Typically, a twenty member group has 675 customers and earns Rs 100,000 per month which is divided equally even if one dabbawala has 40 customers while another has 30. Groups compete with each other, but members within a group do not. It's common sense, points out one dabbawala.
One dabbawala could collect 40 tiffins in the same time that it takes another to collect 30. From his earnings of between Rs 5,000 to Rs 6,000, every dabbawala contributes Rs15 per month to the association. The amount is utilised for the community's upliftment, loans and marriage halls at concessional rates. All problems are usually resolved by association officials whose ruling is binding.

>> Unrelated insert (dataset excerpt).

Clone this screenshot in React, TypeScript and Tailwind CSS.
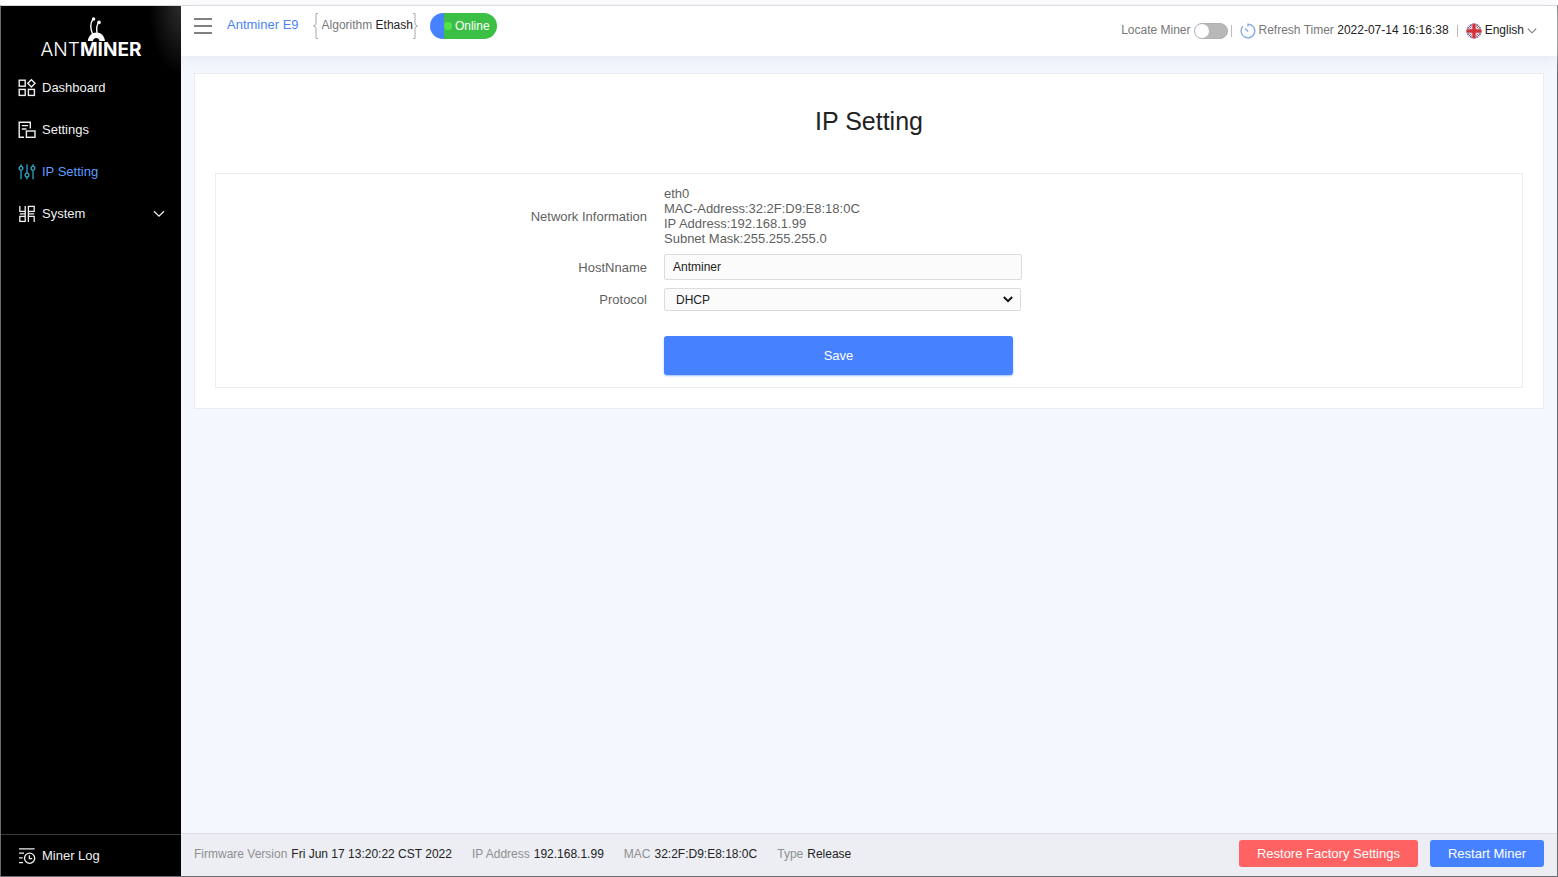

Meetings are held in the office on the 15th of every month at the Dadar. During these meetings, particular emphasis is paid to customer service. If a tiffin is lost or stolen, an investigation is promptly instituted. Customers are allowed to deduct costs from any dabbawala found guilty of such a charge.
If a customer complains of poor service, the association can shift the customer's account to another dabbawala. No dabbawala is allowed to undercut another.
Before looking into internal disputes, the association charges a token Rs 100 to ensure that only genuinely aggrieved members interested in a solution come to it with their problems, and the officials' time is not wasted on petty bickering.

Learnings
Logistics is the new mantra for building competitive advantage, the world over. Mumbai's dabbawalas developed their home-grown version long before the term was coined.
Their attitude of competitive collaboration is equally unusual, particularly in India. The operation process is competitive at the customers' end but united at the delivery end, ensuring their survival since a century and more. Is their business model worth replicating in the digital age is the big question.